Here's another fine example of the fact that "EPs" by doom metal bands are longer than many people's albums. In fact, what we have here, despite its thirty minute running time, is one song stretched to span an ocean. I have no idea what the lyrical subject matter may be, but as the vocals only bob to the surface around halfway and mostly vanish thereafter, we're obviously more concerned here with atmosphere and menace. While quite heavy in parts, there are stretches of grainy static punctuated by clanging bells, chirping noise, and distant footsteps in the sand. To me this is evocative of later Blind Dead films Ghost Galleon and Night of the Seagulls, both of which are sluggishly paced but punctuated by genuine moments of repulsive horror. Plus, we have this beautiful cover art to hint at what is entombed herein.

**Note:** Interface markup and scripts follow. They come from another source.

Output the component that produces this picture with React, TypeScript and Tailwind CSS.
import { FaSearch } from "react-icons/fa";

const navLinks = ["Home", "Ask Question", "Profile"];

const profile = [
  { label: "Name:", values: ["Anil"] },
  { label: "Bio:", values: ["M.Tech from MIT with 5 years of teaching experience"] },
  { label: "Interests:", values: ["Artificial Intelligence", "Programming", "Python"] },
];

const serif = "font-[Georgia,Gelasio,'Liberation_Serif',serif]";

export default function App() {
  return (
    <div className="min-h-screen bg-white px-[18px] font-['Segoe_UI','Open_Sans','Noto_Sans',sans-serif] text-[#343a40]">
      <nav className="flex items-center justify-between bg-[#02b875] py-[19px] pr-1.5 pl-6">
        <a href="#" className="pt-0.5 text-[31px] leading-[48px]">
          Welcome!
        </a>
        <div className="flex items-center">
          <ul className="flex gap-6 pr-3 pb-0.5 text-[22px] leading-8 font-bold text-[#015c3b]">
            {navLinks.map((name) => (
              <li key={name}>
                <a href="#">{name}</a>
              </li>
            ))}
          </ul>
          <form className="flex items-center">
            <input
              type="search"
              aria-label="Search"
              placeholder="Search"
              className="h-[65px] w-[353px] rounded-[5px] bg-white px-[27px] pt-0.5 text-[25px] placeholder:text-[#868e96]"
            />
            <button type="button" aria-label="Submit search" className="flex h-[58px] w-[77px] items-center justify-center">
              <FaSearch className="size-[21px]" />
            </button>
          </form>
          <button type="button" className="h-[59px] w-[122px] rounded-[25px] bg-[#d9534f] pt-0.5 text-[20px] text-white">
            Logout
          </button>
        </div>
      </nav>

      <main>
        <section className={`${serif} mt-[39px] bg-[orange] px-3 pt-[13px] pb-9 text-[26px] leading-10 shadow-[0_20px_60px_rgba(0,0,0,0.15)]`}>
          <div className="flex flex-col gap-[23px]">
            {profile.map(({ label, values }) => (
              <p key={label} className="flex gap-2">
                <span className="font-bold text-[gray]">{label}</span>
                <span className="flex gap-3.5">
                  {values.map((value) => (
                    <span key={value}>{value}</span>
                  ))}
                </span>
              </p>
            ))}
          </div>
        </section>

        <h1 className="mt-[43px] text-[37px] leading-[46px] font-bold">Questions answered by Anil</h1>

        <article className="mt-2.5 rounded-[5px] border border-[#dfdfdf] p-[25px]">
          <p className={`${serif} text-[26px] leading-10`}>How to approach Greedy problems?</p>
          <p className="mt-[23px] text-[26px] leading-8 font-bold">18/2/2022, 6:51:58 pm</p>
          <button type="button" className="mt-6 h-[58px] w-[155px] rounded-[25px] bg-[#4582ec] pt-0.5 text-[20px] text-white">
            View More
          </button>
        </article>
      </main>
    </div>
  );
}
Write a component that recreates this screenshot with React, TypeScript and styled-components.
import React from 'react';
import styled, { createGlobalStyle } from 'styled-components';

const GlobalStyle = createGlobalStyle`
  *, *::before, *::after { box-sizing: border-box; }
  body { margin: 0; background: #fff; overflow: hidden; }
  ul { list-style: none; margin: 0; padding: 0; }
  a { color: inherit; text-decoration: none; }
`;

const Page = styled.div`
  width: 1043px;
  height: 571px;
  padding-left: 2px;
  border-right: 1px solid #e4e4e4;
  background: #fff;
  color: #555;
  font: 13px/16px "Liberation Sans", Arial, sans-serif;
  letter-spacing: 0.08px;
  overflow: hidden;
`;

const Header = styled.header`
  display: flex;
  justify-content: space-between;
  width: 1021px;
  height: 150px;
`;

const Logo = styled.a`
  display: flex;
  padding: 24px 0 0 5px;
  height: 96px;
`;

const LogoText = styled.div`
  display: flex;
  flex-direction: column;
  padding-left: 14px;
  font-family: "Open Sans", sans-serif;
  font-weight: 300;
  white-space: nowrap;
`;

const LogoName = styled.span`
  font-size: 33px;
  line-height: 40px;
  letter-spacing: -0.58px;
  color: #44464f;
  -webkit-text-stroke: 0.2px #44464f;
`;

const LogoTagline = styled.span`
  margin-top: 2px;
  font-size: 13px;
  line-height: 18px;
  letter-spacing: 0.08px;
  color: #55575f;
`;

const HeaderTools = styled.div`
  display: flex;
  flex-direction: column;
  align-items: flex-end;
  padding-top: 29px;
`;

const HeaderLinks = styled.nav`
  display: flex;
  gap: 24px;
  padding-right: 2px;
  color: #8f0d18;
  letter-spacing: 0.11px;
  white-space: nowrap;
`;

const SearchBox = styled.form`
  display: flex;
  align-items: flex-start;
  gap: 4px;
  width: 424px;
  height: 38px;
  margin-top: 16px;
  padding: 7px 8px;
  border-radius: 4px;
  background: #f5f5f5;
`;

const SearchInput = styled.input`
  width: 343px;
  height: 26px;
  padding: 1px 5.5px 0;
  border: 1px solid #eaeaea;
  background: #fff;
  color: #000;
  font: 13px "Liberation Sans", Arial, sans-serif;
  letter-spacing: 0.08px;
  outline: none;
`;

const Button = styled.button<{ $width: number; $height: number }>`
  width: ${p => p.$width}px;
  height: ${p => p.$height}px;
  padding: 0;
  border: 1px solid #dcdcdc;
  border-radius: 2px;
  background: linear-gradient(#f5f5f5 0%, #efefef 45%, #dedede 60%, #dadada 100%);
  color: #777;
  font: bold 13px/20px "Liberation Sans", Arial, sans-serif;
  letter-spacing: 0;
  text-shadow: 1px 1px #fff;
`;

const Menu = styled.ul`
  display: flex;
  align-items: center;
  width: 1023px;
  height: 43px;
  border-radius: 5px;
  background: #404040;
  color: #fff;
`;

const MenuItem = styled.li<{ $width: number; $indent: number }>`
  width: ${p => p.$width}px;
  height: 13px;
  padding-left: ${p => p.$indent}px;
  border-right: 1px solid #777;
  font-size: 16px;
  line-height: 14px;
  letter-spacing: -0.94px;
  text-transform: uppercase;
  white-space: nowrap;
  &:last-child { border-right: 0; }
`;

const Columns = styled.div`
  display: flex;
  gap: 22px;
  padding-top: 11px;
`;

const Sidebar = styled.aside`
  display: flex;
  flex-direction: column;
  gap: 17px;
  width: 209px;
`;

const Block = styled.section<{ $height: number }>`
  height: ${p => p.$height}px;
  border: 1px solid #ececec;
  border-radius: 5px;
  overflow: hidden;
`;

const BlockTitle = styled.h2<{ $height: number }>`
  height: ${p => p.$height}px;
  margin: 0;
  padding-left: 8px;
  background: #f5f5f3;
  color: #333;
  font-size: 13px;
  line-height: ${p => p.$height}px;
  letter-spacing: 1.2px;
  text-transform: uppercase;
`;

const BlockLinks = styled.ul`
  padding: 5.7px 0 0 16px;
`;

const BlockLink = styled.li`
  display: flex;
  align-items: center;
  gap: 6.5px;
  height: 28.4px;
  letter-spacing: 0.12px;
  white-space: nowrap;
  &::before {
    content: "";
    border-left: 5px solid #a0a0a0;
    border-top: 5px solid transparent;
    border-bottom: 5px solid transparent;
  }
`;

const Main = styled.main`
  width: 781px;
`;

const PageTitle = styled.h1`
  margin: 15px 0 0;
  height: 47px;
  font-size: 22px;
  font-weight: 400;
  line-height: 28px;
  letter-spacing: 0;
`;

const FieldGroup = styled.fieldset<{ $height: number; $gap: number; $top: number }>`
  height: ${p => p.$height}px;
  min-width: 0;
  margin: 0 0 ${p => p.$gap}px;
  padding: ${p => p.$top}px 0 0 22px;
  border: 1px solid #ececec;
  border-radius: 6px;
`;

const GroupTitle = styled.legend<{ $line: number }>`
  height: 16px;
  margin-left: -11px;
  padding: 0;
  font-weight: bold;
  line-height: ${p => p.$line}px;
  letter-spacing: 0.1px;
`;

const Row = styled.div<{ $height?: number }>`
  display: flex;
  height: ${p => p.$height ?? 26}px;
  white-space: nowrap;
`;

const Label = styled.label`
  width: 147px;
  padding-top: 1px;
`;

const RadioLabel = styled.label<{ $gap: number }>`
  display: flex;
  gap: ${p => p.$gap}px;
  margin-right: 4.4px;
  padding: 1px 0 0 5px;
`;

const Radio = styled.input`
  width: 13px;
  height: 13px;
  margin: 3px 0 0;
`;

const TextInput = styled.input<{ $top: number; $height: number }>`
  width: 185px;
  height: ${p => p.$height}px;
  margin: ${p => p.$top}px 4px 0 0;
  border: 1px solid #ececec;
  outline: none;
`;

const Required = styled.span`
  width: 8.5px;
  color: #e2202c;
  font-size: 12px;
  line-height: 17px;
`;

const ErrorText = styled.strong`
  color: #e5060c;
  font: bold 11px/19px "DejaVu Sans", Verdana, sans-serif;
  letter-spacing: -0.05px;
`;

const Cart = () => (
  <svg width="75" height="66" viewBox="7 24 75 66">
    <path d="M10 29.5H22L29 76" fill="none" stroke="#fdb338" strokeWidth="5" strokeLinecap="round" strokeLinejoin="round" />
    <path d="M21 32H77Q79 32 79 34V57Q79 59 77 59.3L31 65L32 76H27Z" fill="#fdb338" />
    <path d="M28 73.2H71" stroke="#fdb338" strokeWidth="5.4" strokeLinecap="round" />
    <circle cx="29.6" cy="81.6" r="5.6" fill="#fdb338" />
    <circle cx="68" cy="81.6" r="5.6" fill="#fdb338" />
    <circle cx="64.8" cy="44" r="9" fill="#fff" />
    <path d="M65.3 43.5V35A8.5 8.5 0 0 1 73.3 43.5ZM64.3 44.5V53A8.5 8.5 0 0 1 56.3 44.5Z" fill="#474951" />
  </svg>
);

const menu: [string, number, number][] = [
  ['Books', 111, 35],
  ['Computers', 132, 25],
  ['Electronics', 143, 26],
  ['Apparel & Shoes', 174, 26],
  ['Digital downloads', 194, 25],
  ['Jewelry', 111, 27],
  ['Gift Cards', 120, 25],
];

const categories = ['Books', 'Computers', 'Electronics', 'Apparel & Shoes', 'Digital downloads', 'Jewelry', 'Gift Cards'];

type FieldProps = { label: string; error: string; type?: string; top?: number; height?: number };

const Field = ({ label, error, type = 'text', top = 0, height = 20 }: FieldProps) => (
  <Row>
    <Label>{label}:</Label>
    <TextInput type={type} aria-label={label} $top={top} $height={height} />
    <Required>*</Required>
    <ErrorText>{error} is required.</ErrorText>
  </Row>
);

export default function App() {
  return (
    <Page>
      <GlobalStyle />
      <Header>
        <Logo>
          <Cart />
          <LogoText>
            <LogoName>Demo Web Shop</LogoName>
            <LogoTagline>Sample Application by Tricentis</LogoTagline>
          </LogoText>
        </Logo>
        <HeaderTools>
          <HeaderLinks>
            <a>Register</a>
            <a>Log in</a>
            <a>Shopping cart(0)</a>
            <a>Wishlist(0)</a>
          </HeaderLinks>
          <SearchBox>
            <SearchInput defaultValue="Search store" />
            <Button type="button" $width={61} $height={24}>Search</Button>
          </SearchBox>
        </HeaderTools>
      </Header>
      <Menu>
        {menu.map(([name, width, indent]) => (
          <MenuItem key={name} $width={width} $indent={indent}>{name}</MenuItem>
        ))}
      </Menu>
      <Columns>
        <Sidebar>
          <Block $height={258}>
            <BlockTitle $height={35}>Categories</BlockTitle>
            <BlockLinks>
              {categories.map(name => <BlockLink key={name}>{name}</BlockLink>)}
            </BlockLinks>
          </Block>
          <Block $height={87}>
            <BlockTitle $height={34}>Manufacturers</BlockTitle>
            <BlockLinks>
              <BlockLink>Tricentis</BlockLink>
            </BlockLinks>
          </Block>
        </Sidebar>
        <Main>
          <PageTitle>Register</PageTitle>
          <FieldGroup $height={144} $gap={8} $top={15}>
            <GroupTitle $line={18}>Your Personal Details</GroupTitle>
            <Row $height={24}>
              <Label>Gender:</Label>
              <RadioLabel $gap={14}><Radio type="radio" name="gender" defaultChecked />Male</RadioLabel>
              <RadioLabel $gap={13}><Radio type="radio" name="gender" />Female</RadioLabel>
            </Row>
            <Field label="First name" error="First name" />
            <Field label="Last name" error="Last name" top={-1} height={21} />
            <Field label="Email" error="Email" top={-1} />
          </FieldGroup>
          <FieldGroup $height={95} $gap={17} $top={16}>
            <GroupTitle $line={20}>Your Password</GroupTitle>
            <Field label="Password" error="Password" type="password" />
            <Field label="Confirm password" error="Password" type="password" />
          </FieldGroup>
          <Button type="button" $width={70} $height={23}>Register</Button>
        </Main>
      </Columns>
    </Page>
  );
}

Wednesday, December 15, 2010

Hooded Menace - The Eyeless Horde

As the sun sets on day four of Blind Dead Week, Finland's Templars of Doom, Hooded Menace, lurch forth from their crypts to sniff out your blood. Splitting the difference between the solemn pace of this week's doomier entries and the feverish lurch of yesterday's entry, the band maintains a fairly steady mid-paced gallop, like the spellbinding last reel in La Noche del Terror Ciego where our monks overtake their prey on horseback. These monsters have been responsible for two of the best metal LPs of the last few years, both of them accordingly NOTBD-related, but it all began with this grim seven inch record. As a bonus we also have the werewolf ode "Fulfill the Curse," the title cut off their first long-player.
Virgin Sacrifice Grants Us Life Beyond the Grave

Tuesday, December 14, 2010

Machetazo - Sinfonías Del Terror Ciego

Day Three of Blind Dead Week brings us a nasty little slab of grind sickness from countrymen of de Ossorio and his eyeless Templars, the mighty Machetazo. This album is a front-to-back dedication to the movies; every song elaborates on the central concept in raspy, slobbery Español. It's impossible not to be charmed by this band, especially if you're a fan of their compatriots on Razorback Records - it's filler free but with a few choice samples, it mixes up their death-grind style with doom flirtations and grim galloping, and it's simultaneously dead serious and cheekily off-the-cuff. They make it look effortless, in other words. Do check out the rest of their extensive discography for songs about wendigo and organ harvesting and other delights.
Sin Ojos

Monday, December 13, 2010

Cathedral - Gargoylian

I'm sure Cathedral is familiar to many readers of this site, and I'll not bother with their considerable history in the doom universe tonight. One of my favorite things about this particular group is the scope of their lyrics: surreal unicorn fantasy, apocalyptic doom-crying, occult opaqueness, horror movie cheese, gleeful nonsense, etc. They have composed several songs related to this week's theme, Zombie Templars, but this relatively hard-to-find single is the only one to forgo their usual whimsical nightmare artwork for a film still of the infamous robed revenants. Side one, the title cut, is a mountain of a song, seemingly becoming ever slower as it progresses. Side two, "Earth in the Grip of a Skeletal Hand," is our theme song/ surprise for today however, a sludgy punkish anachronism two or three times the average speed of a normal Cathedral composition! Madness! Nonetheless, a vital addition to our library, and a furious spasm of foulness in its own right.
The morgue receives the victims of the Blind Dead.

Sunday, December 12, 2010

Moss - Tombs of the Blind Drugged

Salutations, worm food! Welcome to day one of Blind Dead Week, in which I will post seven (or more) albums of undead Templar music in tribute to Amando de Ossorio's four part series of Spanish zombie mayhem. Today's special is from British super-sludge band Moss, and it creeps along at the torturous, measured pace of marching skeletal feet, creeping ever-so-slowly after you, tireless. Containing four songs in forty unbearable minutes, including a flayed-open Discharge cover, this is considered by the band to be an EP. Much more hooded horror to come this week, boys and girls, so stay tuned.
Blind terror strikes fear into the hearts of innocent people.